The linguistic purist in me prefers not to break up spellings that represent a single sound like "pp" and "ck" and "tch". However, when writing the word "hippo", saying the "p" twice seems to help learners to write it twice too.
If you go with the linguistic purist approach, you probably won't need me to tell you that it's necessary to break up double letters when they represent two sounds rather than one – the "cc" in "soccer" (socc·er) compared with the "cc" in "accept" (ac·cept).
Other strategies for helping with multisyllable words
I'd be interested to hear what other strategies readers of this blog are using to systematically help learners with multisyllable words. It's often assumed that learners will be able to work these words out once they know the basics of sounding out, and the main spellings used in one-syllable words.
However, I'm not a big fan of teaching learners part of the spelling system and then leaving them to work the rest out for themselves. Reading and spelling are such critical skills for learning in general that I'd prefer to cover as many spelling patterns as other priorities and available time permit.
As far as using syllabification or chunking of some sort for decoding by the student in unmarked text, I thought this approach looked interesting and makes explicit to the student the word attack skills needed on their own. https://www.ontrackreading.com/phonics-program/multisyllable-method-overview However, it would make words like ‘accept’ and ‘accede’ hard to decode where the twin consonants say different sounds and would need to add the further exception that if the second c is followed by e, i or y then it says /s/ and is separated. Would love your thoughts.

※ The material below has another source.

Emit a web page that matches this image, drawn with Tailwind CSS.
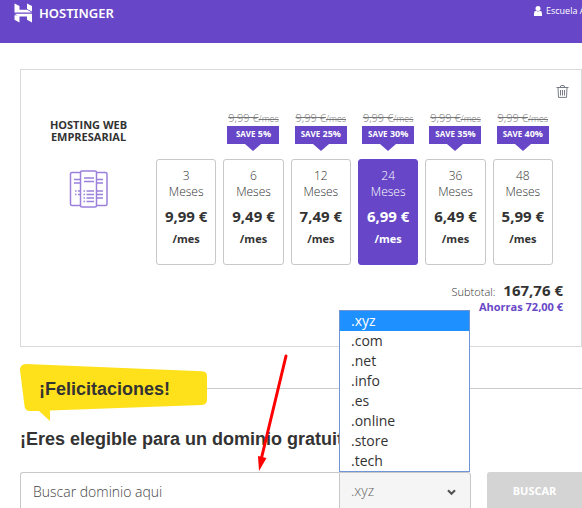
<!DOCTYPE html>
<html lang="es">
<head>
<meta charset="utf-8">
<meta name="viewport" content="width=device-width, initial-scale=1">
<title>Hostinger</title>
<script src="https://cdn.jsdelivr.net/npm/@tailwindcss/browser@4"></script>
</head>
<body class="overflow-x-hidden bg-white font-['Open_Sans',sans-serif] text-[#333]">
<header class="flex h-[43px] items-start bg-[#6747c7] pl-[14px] text-white">
  <a href="#" class="flex items-center gap-[6px] pt-[3px]">
    <svg class="h-5 w-[19px]" viewBox="0 0 19 20" fill="#fff" aria-hidden="true">
      <path d="M0.500 0.500L5.500 3v3.700H13L18 9.400H0.500z"/>
      <path d="M13 0.500L18 3v5.400L13 6z"/>
      <path d="M0.500 12.300H5.500V19.500L0.500 16.800z"/>
      <path d="M0.500 10.800H18v8.700L13 16.800V13.500H5.500z"/>
    </svg>
    <span class="font-['Noto_Sans',sans-serif] text-[13px] font-semibold leading-5">HOSTINGER</span>
  </a>
  <a href="#" class="ml-auto flex w-12 items-center gap-[4px] overflow-hidden pt-1 text-[9px] font-medium leading-[14px] whitespace-nowrap">
    <svg class="h-[10px] w-2 shrink-0" viewBox="0 0 8 10" fill="#fff" aria-hidden="true"><circle cx="4" cy="2.600" r="2.500"/><path d="M0 10V7.500Q0 5 2 4.700Q4 6.200 6 4.700Q8 5 8 7.500V10z"/></svg>
    <span>Escuela A</span>
  </a>
</header>

<main class="pl-5 pt-[26px]">
  <section class="relative flex h-[278px] border border-[#d9d9d9]">
    <button type="button" aria-label="Eliminar" class="absolute top-[15px] right-3">
      <svg class="h-[13px] w-[13px]" viewBox="0 0 13 13" fill="none" stroke="#777c86" aria-hidden="true"><path d="M0.500 2.500H12.500M4 2.500L5 0.600H8L9 2.500M2 2.500L2.500 12.400H10.500L11 2.500M4.500 5V10.500M6.500 5V10.500M8.500 5V10.500"/></svg>
    </button>
    <div class="flex w-[135px] shrink-0 flex-col items-center pt-[49px]">
      <h2 class="text-center text-[11px] font-bold leading-3">HOSTING WEB<br>EMPRESARIAL</h2>
      <svg class="mt-[27px] h-[38px] w-10" viewBox="0 0 40 38" fill="none" stroke="#9a80dc" stroke-width="1.500" aria-hidden="true">
        <path d="M11 2.500H3Q1.500 2.500 1.500 4V34Q1.500 35.500 3 35.500H11M28 2.500H36.500Q38 2.500 38 4V34Q38 35.500 36.500 35.500H28"/>
        <rect x="11.500" y="1" width="16" height="36" rx="1.500"/>
        <path d="M15 8H25M15 11.500H25M5 9.500H11M5 13H11M28 9.500H34M28 13H34M28 21H34M28 24.500H34M28 28H34M17.500 21H25M17.500 24.500H25M17.500 28H25M17.500 31.500H25M14.500 21H16M14.500 24.500H16M14.500 28H16M14.500 31.500H16M6 21H7.500M6 24.500H7.500M9 21H11M9 24.500H11"/>
      </svg>
    </div>
    <div class="flex grow flex-col pr-7 pt-10">
      <div class="grid grid-cols-6 items-end gap-[7px] text-center">
        <div class="flex flex-col items-center">
          <button type="button" class="h-[106px] w-full rounded-[3px] border border-[#c8c8c8] pb-[7px]"><span class="block text-xs font-light leading-4">3<br>Meses</span><span class="mt-[6px] block text-[15px] font-bold leading-5">9,99 €</span><span class="mt-[3px] block text-[11px] font-bold leading-5">/mes</span></button>
        </div>
        <div class="flex flex-col items-center">
          <s class="h-4 text-[11px] font-light leading-4 whitespace-nowrap text-[#777]">9,99 €<small class="text-[9px]">/mes</small></s>
          <span class="h-[18px] w-[52px] bg-[#6747c7] text-[9px] font-bold leading-4 whitespace-nowrap text-white"><span class="text-[8px]">SAVE</span> 5%</span>
          <span class="mb-2 border-x-8 border-t-[7px] border-x-transparent border-t-[#6747c7]"></span>
          <button type="button" class="h-[106px] w-full rounded-[3px] border border-[#c8c8c8] pb-[7px]"><span class="block text-xs font-light leading-4">6<br>Meses</span><span class="mt-[6px] block text-[15px] font-bold leading-5">9,49 €</span><span class="mt-[3px] block text-[11px] font-bold leading-5">/mes</span></button>
        </div>
        <div class="flex flex-col items-center">
          <s class="h-4 text-[11px] font-light leading-4 whitespace-nowrap text-[#777]">9,99 €<small class="text-[9px]">/mes</small></s>
          <span class="h-[18px] w-[52px] bg-[#6747c7] text-[9px] font-bold leading-4 whitespace-nowrap text-white"><span class="text-[8px]">SAVE</span> 25%</span>
          <span class="mb-2 border-x-8 border-t-[7px] border-x-transparent border-t-[#6747c7]"></span>
          <button type="button" class="h-[106px] w-full rounded-[3px] border border-[#c8c8c8] pb-[7px]"><span class="block text-xs font-light leading-4">12<br>Meses</span><span class="mt-[6px] block text-[15px] font-bold leading-5">7,49 €</span><span class="mt-[3px] block text-[11px] font-bold leading-5">/mes</span></button>
        </div>
        <div class="flex flex-col items-center">
          <s class="h-4 text-[11px] font-light leading-4 whitespace-nowrap text-[#777]">9,99 €<small class="text-[9px]">/mes</small></s>
          <span class="h-[18px] w-[52px] bg-[#6747c7] text-[9px] font-bold leading-4 whitespace-nowrap text-white"><span class="text-[8px]">SAVE</span> 30%</span>
          <span class="mb-2 border-x-8 border-t-[7px] border-x-transparent border-t-[#6747c7]"></span>
          <button type="button" aria-pressed="true" class="h-[106px] w-full rounded-[3px] border border-[#6747c7] bg-[#6747c7] pb-[7px] text-white"><span class="block text-xs font-light leading-4">24<br>Meses</span><span class="mt-[6px] block text-[15px] font-bold leading-5">6,99 €</span><span class="mt-[3px] block text-[11px] font-bold leading-5">/mes</span></button>
        </div>
        <div class="flex flex-col items-center">
          <s class="h-4 text-[11px] font-light leading-4 whitespace-nowrap text-[#777]">9,99 €<small class="text-[9px]">/mes</small></s>
          <span class="h-[18px] w-[52px] bg-[#6747c7] text-[9px] font-bold leading-4 whitespace-nowrap text-white"><span class="text-[8px]">SAVE</span> 35%</span>
          <span class="mb-2 border-x-8 border-t-[7px] border-x-transparent border-t-[#6747c7]"></span>
          <button type="button" class="h-[106px] w-full rounded-[3px] border border-[#c8c8c8] pb-[7px]"><span class="block text-xs font-light leading-4">36<br>Meses</span><span class="mt-[6px] block text-[15px] font-bold leading-5">6,49 €</span><span class="mt-[3px] block text-[11px] font-bold leading-5">/mes</span></button>
        </div>
        <div class="flex flex-col items-center">
          <s class="h-4 text-[11px] font-light leading-4 whitespace-nowrap text-[#777]">9,99 €<small class="text-[9px]">/mes</small></s>
          <span class="h-[18px] w-[52px] bg-[#6747c7] text-[9px] font-bold leading-4 whitespace-nowrap text-white"><span class="text-[8px]">SAVE</span> 40%</span>
          <span class="mb-2 border-x-8 border-t-[7px] border-x-transparent border-t-[#6747c7]"></span>
          <button type="button" class="h-[106px] w-full rounded-[3px] border border-[#c8c8c8] pb-[7px]"><span class="block text-xs font-light leading-4">48<br>Meses</span><span class="mt-[6px] block text-[15px] font-bold leading-5">5,99 €</span><span class="mt-[3px] block text-[11px] font-bold leading-5">/mes</span></button>
        </div>
      </div>
      <div class="mt-[15px] -mr-[10px] text-right">
        <p class="flex h-5 items-baseline justify-end gap-2 leading-5"><span class="text-[11px] font-light">Subtotal:</span><span class="text-[15px] font-bold">167,76 €</span></p>
        <p class="text-[11px] font-bold leading-[14px] text-[#6747c7]">Ahorras 72,00 €</p>
      </div>
    </div>
  </section>

  <section class="font-['Liberation_Sans',sans-serif]">
    <div class="mt-[17px] flex h-[58px] items-start">
      <div class="relative h-[58px] w-[187px] shrink-0">
        <svg class="absolute inset-0 h-full w-full" viewBox="0 0 187 58" aria-hidden="true"><path d="M6 0L182 7.200Q187 7.500 187 12V36Q187 40.500 182 41L30 46.500V57L19 47H10Q5 47 4.500 42L0 6Q0 0 6 0z" fill="#ffe11b"/></svg>
        <h3 class="relative pl-[19px] text-lg font-bold leading-[50px]">¡Felicitaciones!</h3>
      </div>
      <div class="mt-6 h-px grow bg-[#ccc]"></div>
    </div>
    <h3 class="mt-1 text-lg font-bold leading-[26px] whitespace-nowrap">¡Eres elegible para un dominio gratuito!</h3>
  </section>

  <form class="mt-5 flex h-9">
    <input type="text" aria-label="Buscar dominio" placeholder="Buscar dominio aqui" class="h-[38px] w-0 grow rounded-l-[3px] border border-r-0 border-[#c8c8c8] px-3 text-sm font-light outline-none placeholder:text-[#444]">
    <div class="relative w-[132px]">
      <select aria-label="Extensión" class="h-[38px] w-full appearance-none rounded-r-[3px] border border-[#c8c8c8] bg-[#f5f5f5] pl-[11px] text-sm font-light text-[#666] outline-none">
        <option>.xyz</option><option>.com</option><option>.net</option><option>.info</option><option>.es</option><option>.online</option><option>.store</option><option>.tech</option>
      </select>
      <svg class="pointer-events-none absolute top-[17px] right-[15px] h-[7px] w-[9px]" viewBox="0 0 9 7" fill="none" stroke="#555" stroke-width="2.200" aria-hidden="true"><path d="M1 1.200L4.500 4.700L8 1.200"/></svg>
      <ul role="listbox" aria-label="Extensiones" class="absolute bottom-full left-0 w-[131px] border border-[#6f95d6] bg-white text-sm leading-5 [&>li]:pl-[11px]">
        <li role="option" aria-selected="true" class="bg-[#1e90ff] text-white">.xyz</li>
        <li role="option">.com</li>
        <li role="option">.net</li>
        <li role="option">.info</li>
        <li role="option">.es</li>
        <li role="option">.online</li>
        <li role="option">.store</li>
        <li role="option">.tech</li>
      </ul>
    </div>
    <button type="submit" class="ml-4 h-[38px] w-[95px] rounded-l-[3px] bg-[#d4d4d4] text-[11px] font-bold text-white">BUSCAR</button>
  </form>
</main>
<svg class="pointer-events-none absolute top-[354px] left-[256px] h-[118px] w-8" viewBox="0 0 32 118" aria-hidden="true"><path d="M30 2L5 106" stroke="#f00" stroke-width="3" stroke-linecap="round"/><path d="M2 102L10.500 104L3 117z" fill="#f00"/></svg>
</body>
</html>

Hi Shona, I find this a funny way of thinking about breaking up syllables, if I understand it correctly the instruction is to break after every vowel, except if that creates an initial consonant sequence that is not permissible in English, if there is a doubled consonant (what about ck?) or if the following chunk is hard to say (not sure what that means, and this will vary by home language in ELL learners). We should be teaching kids what the allowable prevocalic AND postvocalic consonant sequences are in English (thousands of syllables end with consonants and consonant combinations), plus phoneme manipulation skills and knowledge of which spellings can represent what sounds, and then they can apply this knowledge the way skilled readers do, trying plausible pronunciations from most to least common till they get a word that they know. You can watch people doing this on Youtube here: https://youtu.be/jA6c7DcvES0. Of course if the word is not in a child’s phonological lexicon (they haven’t heard this word before) then they won’t come up with a word they know, and will just have to go with what they think the pronunciation is, till they hear it spoken and can correct themselves. I learnt the word “stoic” from a book and thought it was pronounced to rhyme with “oik” for years, till I embarrassed myself saying it to a specialist ASD paediatrician one day and she gave me a funny look, but was too nice to correct me (sigh). Also this “there’s a rule, just look at the letters” kind of approach also doesn’t really help kids with spellings that look like digraphs but are not digraphs, e.g. the ai in mosaic, the ea in area. I think a more flexible approach is needed and that skilled readers and spellers do take a much more flexible approach, and that rather than trying to teach verbal rules, we should just lead by example, choosing the words we teach carefully so they make each new bit of information clear, and teaching in an I Do, We Do, You Do kind of way. In spelling we are trying to teach procedural knowledge, not declarative knowledge. Hope that makes sense! Alison
I think that last bit made particular sense – teaching procedural knowledge rather than declarative knowledge – a working knowledge in context rather than rules. Also requires good oral vocab. as you said. I guess where I was becoming confused is the research shows explicit teaching is needed a la synthetic phonics rather than analytical. So I was wondering what explicit looks like in older readers approaching mulitsyllabic words as I have read that interventions on syllable attack make a difference as some readers begin to struggle more at this point. I understand his method is based on a very thorough knowledge of phonograms prior (e.g. ea can make these sounds, ck is a digraph, c followed by e/i/y represents /s/ and that these over-ride those chunking rules – wasn’t clear to me but I emailed him) but, of course, this looks like it wouldn’t help with mosaic or area but, I imagine would still help with the vast majority of words. ??? He felt that a system gave students so much success that it encouraged kids with guessing habits especially with long words to abandon them in favour of careful reading in a left-right progression, following the sounds and recognising tweaking would still be needed. But I always appreciate your wisdom so perhaps a more flexible approach is the best. I don’t know.
Well, working with little people often means you have to simplify stuff, so I am not overly concerned about the correct way to break up multisyllable words, there is more than one way to do it. The fact of doing it with a vowel in each syllable is probably beneficial however you do it, rather than encouraging kids to try to memorise the look of words or recite letter names or whatever. I will try not to make the indeterminate perfect the enemy of the good!